Consider the following construction of the orientations of a smooth manifold:
Let $M$ be an $n$-dimensional smooth manifold, $E = \Omega^n(M)$ its space of top-level forms, and $E_0 \subset E$ the whole bundle minus its zero section. Let $\mathbb R^+$ act fiberwise multiplicatively on $E_0$ in the obvious way. Then $M$'s orientations are precisely the global sections of the quotient bundle $O = E_0 / \mathbb R^+$.
Every complex manifold has a canonical orientation in this sense, of course. I want to tweak the construction so as to obtain a nontrivial theory of orientability of complex manifolds. Suppose I tried the following:
Let $M$ be an $n$-dimensional complex manifold, $E = \Omega^n(M)$ be its space of complex top-level forms, $E_0 \subset E$ the whole bundle minus its zero section. Let $\mathbb R^+$ act fiberwise multiplicatively on $E_0$ in the obvious way. Then $M$'s orientations are precisely the global sections of the quotient bundle $O = E_0 / \mathbb R^+$.
Note that, this time, $E_0$'s fibers are punctured planes $\mathbb C^\star$, hence $O$'s fibers are unit circles $S^1 = \mathbb C^\star / \mathbb R^+$. Thus, a “complex orientation” of $M$ is only defined up to rotation. Now my questions are
Is this theory still trivial, i.e., does every complex manifold admit a canonical orientation in this sense? I think the answer is no (a compact Riemann surface that is not a torus should be a counterexample, because then zero is not a canonical divisor), but I would still like confirmation by a more knowledgeable third party.
Is this theory still useful for investigating the topology of complex manifolds? For example, I would like to be able to classify the topological obstructions to a complex manifold being “complex orientable”.

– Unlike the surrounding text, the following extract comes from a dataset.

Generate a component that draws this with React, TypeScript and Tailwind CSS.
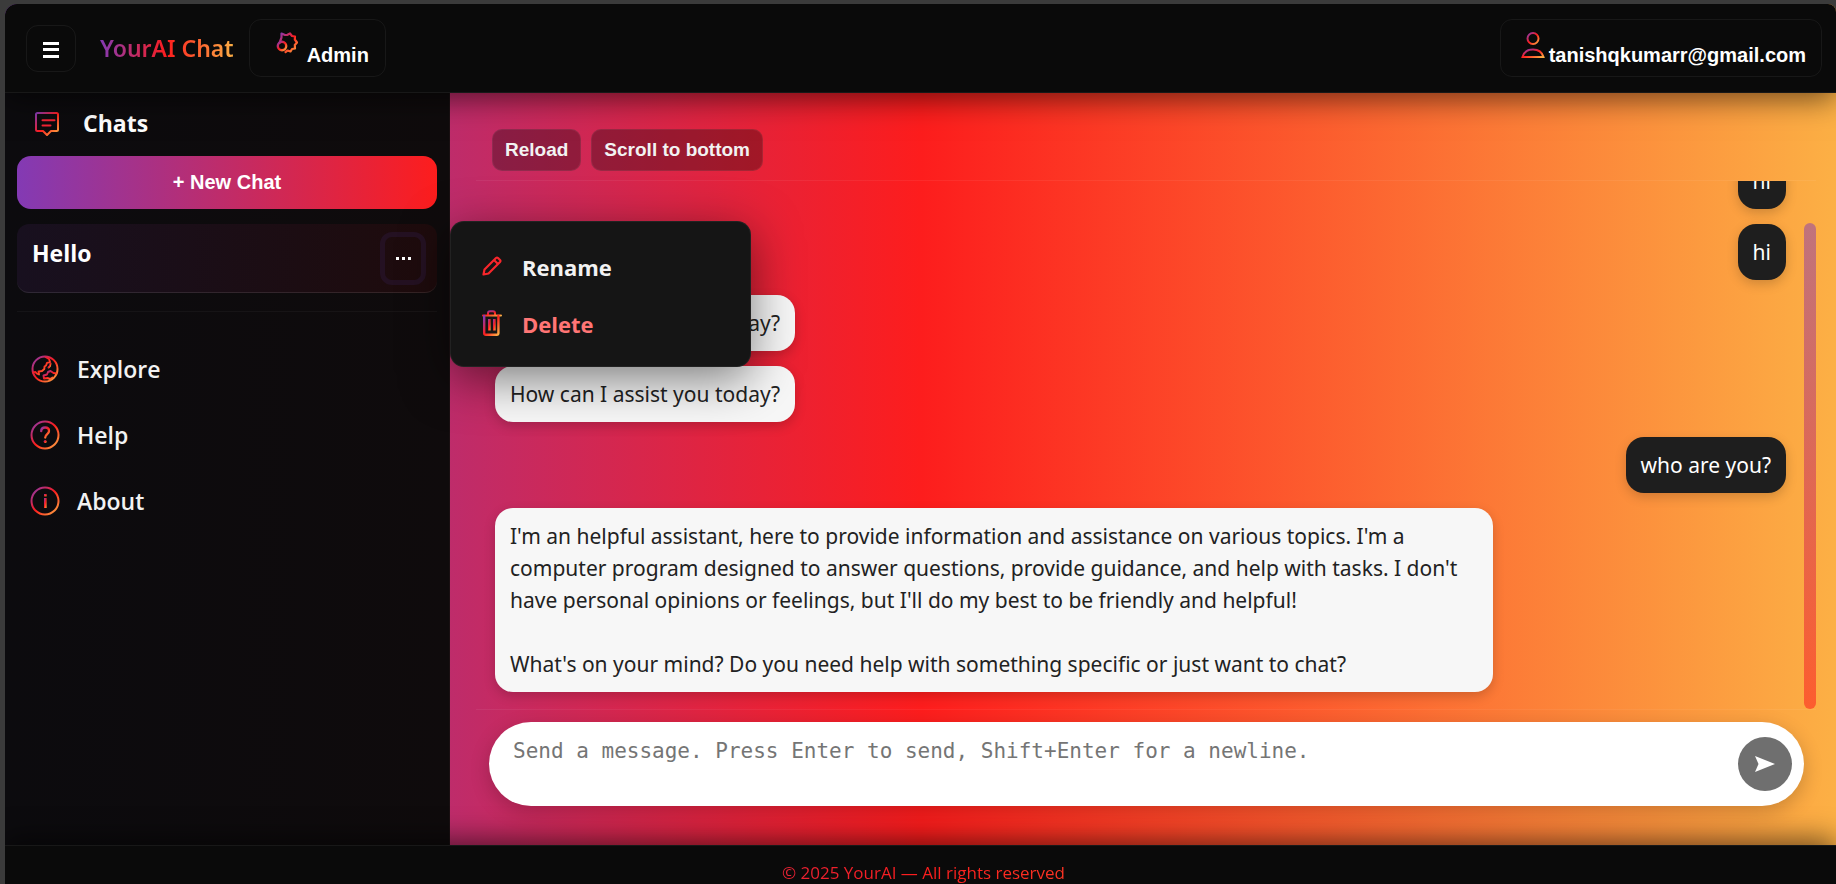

I will give a (very) rough sketch of an argument showing that your notion of orientation for complex manifolds is equivalent to the notion I gave in my comment. I admittedly don't have sources for some unverified claims, but I worked out the details to a few of them (using things like the Borel construction aka homotopy quotient) and I think they all go through. You might be able to find much of this in Ebert's course notes on Index Theory.
As I mentioned in my comment you can consider the following form of orientation: given a complex $n$-manifold $M$ and a classifying map $c\colon M \to BU(n)$ of $TM$, a complex orientation of $M$ is a (homotopy class of) lift of $c$ to $BSU(n)$. (This interpretation parallels the interpretation of orientations for real vector bundles as lifts of classifying maps along $BSO(n) \to BO(n)$.) If $\kappa \colon U(n) \to U(n)$ denotes the conjugate-transpose map (which is a homeomorphism and anti-homomorphism) then the dual of the tangent bundle $T^*M$ is classified by $B\kappa \circ c$, and $c$ admits a lift to $BSU(n)$ iff $B\kappa \circ c$ does.
To relate this notion of orientation to yours, for a complex manifold $M$ of complex dimension $n$ let $$det(M) = \Lambda^n(T^*M)$$ denote the determinant line bundle of its cotangent bundle, so that $\Omega^n(M) =\Gamma det(M)$. If we choose a hermitian metric then the unit sphere bundle $S = S(det(M))$ is isomorphic to your bundle $O$, and if $T^*M$ is classified by $c\colon M \to BU(n)$ then $det(M)$ and $S$ are both classified by $Bdet\circ c \colon M \to BU(1)$. More specifically $S\cong (Bdet \circ c)^* EU(1)$ and $det(M)$ is the associated complex line bundle.
Since we have the fibration sequence $BSU(n) \to BU(n) \stackrel{Bdet}{\to} BU(1)$ then as a circle bundle over $BU(n)$ we have $BSU(n) \simeq (Bdet)^* EU(1)$, so in fact $S \cong c^* BSU(n)$. Finally, using the definition of the pullback you can then see that sections of $S$ are canonically identified with lifts of $c$ to $BSU(n)$.
I should add, just to actually answer your question and justify why this interpretation is useful, in this context you can show a complex vector bundle $E$ admits an orientation in the "lifting of classifying map" sense iff $c_1(E)=0$ (this essentially boils down to the fact that $c_1(E) = c_1(det(E)))$, again paralleling the situation for real vector bundles where orientability is equivalent to $w_1 = 0$. This verifies your suspicion about complex surfaces, since $c_1(T)=0$ but $c_1(\Sigma) \neq 0$ for all other closed complex surfaces, since in this case the first Chern number is equal to the Euler characteristic.